GIVEN INSTRUCTION: Render the material again word for word, skipping the pictures in it.

DATA SEGMENT:

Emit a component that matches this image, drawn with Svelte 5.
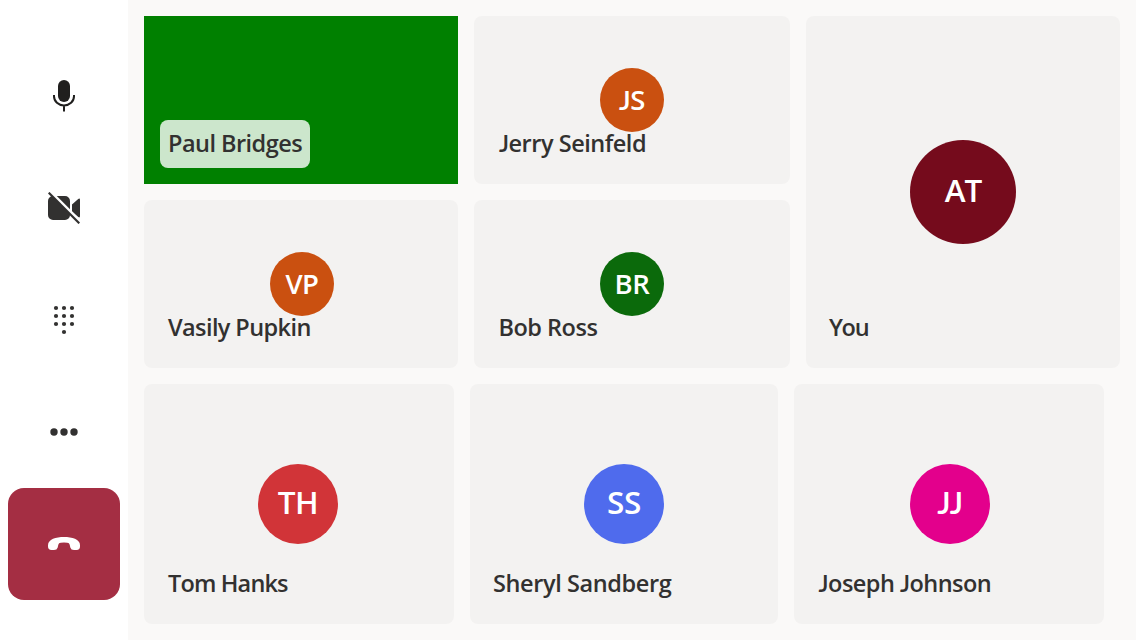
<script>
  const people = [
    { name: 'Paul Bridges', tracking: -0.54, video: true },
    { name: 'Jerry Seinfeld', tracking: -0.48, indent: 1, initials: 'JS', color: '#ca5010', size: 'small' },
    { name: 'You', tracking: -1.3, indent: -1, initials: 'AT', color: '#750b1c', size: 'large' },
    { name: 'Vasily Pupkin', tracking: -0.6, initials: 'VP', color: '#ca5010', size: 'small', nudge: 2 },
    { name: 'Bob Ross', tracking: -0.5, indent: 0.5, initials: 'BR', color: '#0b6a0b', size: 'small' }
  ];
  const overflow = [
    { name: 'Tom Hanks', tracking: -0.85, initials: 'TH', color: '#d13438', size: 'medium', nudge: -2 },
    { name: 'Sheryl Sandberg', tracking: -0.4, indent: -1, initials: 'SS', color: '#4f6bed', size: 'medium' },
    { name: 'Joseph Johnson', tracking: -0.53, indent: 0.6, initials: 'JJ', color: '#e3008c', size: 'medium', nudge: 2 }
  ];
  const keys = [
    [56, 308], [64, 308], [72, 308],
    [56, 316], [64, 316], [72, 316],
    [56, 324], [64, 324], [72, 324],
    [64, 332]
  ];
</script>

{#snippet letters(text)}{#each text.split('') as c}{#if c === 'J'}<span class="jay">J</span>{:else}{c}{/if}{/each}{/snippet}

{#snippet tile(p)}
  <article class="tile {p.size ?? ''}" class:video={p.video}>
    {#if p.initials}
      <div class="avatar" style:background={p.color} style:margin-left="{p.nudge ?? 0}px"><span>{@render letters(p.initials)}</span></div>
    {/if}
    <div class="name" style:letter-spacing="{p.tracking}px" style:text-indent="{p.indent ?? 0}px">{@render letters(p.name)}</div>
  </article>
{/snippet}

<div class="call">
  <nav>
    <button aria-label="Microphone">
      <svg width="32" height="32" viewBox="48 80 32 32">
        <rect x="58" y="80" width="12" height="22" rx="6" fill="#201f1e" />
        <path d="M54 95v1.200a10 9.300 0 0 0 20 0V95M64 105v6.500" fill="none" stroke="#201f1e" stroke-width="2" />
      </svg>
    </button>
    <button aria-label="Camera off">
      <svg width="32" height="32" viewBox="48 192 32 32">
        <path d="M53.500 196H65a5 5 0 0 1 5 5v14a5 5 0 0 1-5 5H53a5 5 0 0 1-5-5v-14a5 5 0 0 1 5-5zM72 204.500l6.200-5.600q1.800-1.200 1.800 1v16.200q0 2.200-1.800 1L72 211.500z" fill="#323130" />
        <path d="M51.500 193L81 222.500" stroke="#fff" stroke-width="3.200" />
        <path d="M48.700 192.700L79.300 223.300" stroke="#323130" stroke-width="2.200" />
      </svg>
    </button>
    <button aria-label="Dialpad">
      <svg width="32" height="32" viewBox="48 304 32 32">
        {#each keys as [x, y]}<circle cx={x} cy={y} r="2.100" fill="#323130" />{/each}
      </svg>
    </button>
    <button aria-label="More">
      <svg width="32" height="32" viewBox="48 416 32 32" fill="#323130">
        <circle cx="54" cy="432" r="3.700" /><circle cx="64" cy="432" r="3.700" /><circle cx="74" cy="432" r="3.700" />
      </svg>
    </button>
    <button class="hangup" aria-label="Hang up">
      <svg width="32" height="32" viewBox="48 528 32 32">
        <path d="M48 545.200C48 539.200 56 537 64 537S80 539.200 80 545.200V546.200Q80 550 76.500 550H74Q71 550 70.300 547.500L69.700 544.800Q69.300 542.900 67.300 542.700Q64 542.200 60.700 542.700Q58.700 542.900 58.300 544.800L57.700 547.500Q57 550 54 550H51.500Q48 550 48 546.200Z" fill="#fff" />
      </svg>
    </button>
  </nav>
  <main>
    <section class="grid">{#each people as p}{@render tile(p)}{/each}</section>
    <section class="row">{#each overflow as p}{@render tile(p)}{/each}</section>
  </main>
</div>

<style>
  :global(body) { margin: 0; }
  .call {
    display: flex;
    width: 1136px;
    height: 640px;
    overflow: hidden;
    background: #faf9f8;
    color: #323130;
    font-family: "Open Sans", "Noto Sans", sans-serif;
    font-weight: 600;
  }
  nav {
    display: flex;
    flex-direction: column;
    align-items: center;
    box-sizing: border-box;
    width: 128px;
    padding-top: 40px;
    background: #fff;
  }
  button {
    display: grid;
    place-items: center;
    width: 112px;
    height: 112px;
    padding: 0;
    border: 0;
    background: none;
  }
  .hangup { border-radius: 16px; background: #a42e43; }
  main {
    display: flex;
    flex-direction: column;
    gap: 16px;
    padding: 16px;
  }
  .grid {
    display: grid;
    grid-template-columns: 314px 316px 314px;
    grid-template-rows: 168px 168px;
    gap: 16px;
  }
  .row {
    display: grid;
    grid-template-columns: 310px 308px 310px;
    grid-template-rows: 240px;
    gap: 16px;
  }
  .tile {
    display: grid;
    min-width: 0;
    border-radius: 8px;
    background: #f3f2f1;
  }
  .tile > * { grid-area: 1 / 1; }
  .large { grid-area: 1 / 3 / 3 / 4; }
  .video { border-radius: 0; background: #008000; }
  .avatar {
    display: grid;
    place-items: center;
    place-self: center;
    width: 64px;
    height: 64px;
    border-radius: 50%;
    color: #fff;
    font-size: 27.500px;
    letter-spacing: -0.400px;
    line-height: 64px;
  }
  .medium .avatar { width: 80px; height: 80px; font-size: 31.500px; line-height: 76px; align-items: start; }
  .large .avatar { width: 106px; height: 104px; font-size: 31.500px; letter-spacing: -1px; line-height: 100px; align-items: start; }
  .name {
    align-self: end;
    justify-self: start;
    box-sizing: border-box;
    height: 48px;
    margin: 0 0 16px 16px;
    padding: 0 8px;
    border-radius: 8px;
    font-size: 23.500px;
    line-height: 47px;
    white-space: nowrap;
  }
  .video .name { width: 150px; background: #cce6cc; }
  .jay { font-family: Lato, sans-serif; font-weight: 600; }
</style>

FINISHED ANSWER:
Emit a component that matches this image, drawn with Svelte 5.
<script>
  const people = [
    { name: 'Paul Bridges', tracking: -0.54, video: true },
    { name: 'Jerry Seinfeld', tracking: -0.48, indent: 1, initials: 'JS', color: '#ca5010', size: 'small' },
    { name: 'You', tracking: -1.3, indent: -1, initials: 'AT', color: '#750b1c', size: 'large' },
    { name: 'Vasily Pupkin', tracking: -0.6, initials: 'VP', color: '#ca5010', size: 'small', nudge: 2 },
    { name: 'Bob Ross', tracking: -0.5, indent: 0.5, initials: 'BR', color: '#0b6a0b', size: 'small' }
  ];
  const overflow = [
    { name: 'Tom Hanks', tracking: -0.85, initials: 'TH', color: '#d13438', size: 'medium', nudge: -2 },
    { name: 'Sheryl Sandberg', tracking: -0.4, indent: -1, initials: 'SS', color: '#4f6bed', size: 'medium' },
    { name: 'Joseph Johnson', tracking: -0.53, indent: 0.6, initials: 'JJ', color: '#e3008c', size: 'medium', nudge: 2 }
  ];
  const keys = [
    [56, 308], [64, 308], [72, 308],
    [56, 316], [64, 316], [72, 316],
    [56, 324], [64, 324], [72, 324],
    [64, 332]
  ];
</script>

{#snippet letters(text)}{#each text.split('') as c}{#if c === 'J'}<span class="jay">J</span>{:else}{c}{/if}{/each}{/snippet}

{#snippet tile(p)}
  <article class="tile {p.size ?? ''}" class:video={p.video}>
    {#if p.initials}
      <div class="avatar" style:background={p.color} style:margin-left="{p.nudge ?? 0}px"><span>{@render letters(p.initials)}</span></div>
    {/if}
    <div class="name" style:letter-spacing="{p.tracking}px" style:text-indent="{p.indent ?? 0}px">{@render letters(p.name)}</div>
  </article>
{/snippet}

<div class="call">
  <nav>
    <button aria-label="Microphone">
      <svg width="32" height="32" viewBox="48 80 32 32">
        <rect x="58" y="80" width="12" height="22" rx="6" fill="#201f1e" />
        <path d="M54 95v1.200a10 9.300 0 0 0 20 0V95M64 105v6.500" fill="none" stroke="#201f1e" stroke-width="2" />
      </svg>
    </button>
    <button aria-label="Camera off">
      <svg width="32" height="32" viewBox="48 192 32 32">
        <path d="M53.500 196H65a5 5 0 0 1 5 5v14a5 5 0 0 1-5 5H53a5 5 0 0 1-5-5v-14a5 5 0 0 1 5-5zM72 204.500l6.200-5.600q1.800-1.200 1.800 1v16.200q0 2.200-1.800 1L72 211.500z" fill="#323130" />
        <path d="M51.500 193L81 222.500" stroke="#fff" stroke-width="3.200" />
        <path d="M48.700 192.700L79.300 223.300" stroke="#323130" stroke-width="2.200" />
      </svg>
    </button>
    <button aria-label="Dialpad">
      <svg width="32" height="32" viewBox="48 304 32 32">
        {#each keys as [x, y]}<circle cx={x} cy={y} r="2.100" fill="#323130" />{/each}
      </svg>
    </button>
    <button aria-label="More">
      <svg width="32" height="32" viewBox="48 416 32 32" fill="#323130">
        <circle cx="54" cy="432" r="3.700" /><circle cx="64" cy="432" r="3.700" /><circle cx="74" cy="432" r="3.700" />
      </svg>
    </button>
    <button class="hangup" aria-label="Hang up">
      <svg width="32" height="32" viewBox="48 528 32 32">
        <path d="M48 545.200C48 539.200 56 537 64 537S80 539.200 80 545.200V546.200Q80 550 76.500 550H74Q71 550 70.300 547.500L69.700 544.800Q69.300 542.900 67.300 542.700Q64 542.200 60.700 542.700Q58.700 542.900 58.300 544.800L57.700 547.500Q57 550 54 550H51.500Q48 550 48 546.200Z" fill="#fff" />
      </svg>
    </button>
  </nav>
  <main>
    <section class="grid">{#each people as p}{@render tile(p)}{/each}</section>
    <section class="row">{#each overflow as p}{@render tile(p)}{/each}</section>
  </main>
</div>

<style>
  :global(body) { margin: 0; }
  .call {
    display: flex;
    width: 1136px;
    height: 640px;
    overflow: hidden;
    background: #faf9f8;
    color: #323130;
    font-family: "Open Sans", "Noto Sans", sans-serif;
    font-weight: 600;
  }
  nav {
    display: flex;
    flex-direction: column;
    align-items: center;
    box-sizing: border-box;
    width: 128px;
    padding-top: 40px;
    background: #fff;
  }
  button {
    display: grid;
    place-items: center;
    width: 112px;
    height: 112px;
    padding: 0;
    border: 0;
    background: none;
  }
  .hangup { border-radius: 16px; background: #a42e43; }
  main {
    display: flex;
    flex-direction: column;
    gap: 16px;
    padding: 16px;
  }
  .grid {
    display: grid;
    grid-template-columns: 314px 316px 314px;
    grid-template-rows: 168px 168px;
    gap: 16px;
  }
  .row {
    display: grid;
    grid-template-columns: 310px 308px 310px;
    grid-template-rows: 240px;
    gap: 16px;
  }
  .tile {
    display: grid;
    min-width: 0;
    border-radius: 8px;
    background: #f3f2f1;
  }
  .tile > * { grid-area: 1 / 1; }
  .large { grid-area: 1 / 3 / 3 / 4; }
  .video { border-radius: 0; background: #008000; }
  .avatar {
    display: grid;
    place-items: center;
    place-self: center;
    width: 64px;
    height: 64px;
    border-radius: 50%;
    color: #fff;
    font-size: 27.500px;
    letter-spacing: -0.400px;
    line-height: 64px;
  }
  .medium .avatar { width: 80px; height: 80px; font-size: 31.500px; line-height: 76px; align-items: start; }
  .large .avatar { width: 106px; height: 104px; font-size: 31.500px; letter-spacing: -1px; line-height: 100px; align-items: start; }
  .name {
    align-self: end;
    justify-self: start;
    box-sizing: border-box;
    height: 48px;
    margin: 0 0 16px 16px;
    padding: 0 8px;
    border-radius: 8px;
    font-size: 23.500px;
    line-height: 47px;
    white-space: nowrap;
  }
  .video .name { width: 150px; background: #cce6cc; }
  .jay { font-family: Lato, sans-serif; font-weight: 600; }
</style>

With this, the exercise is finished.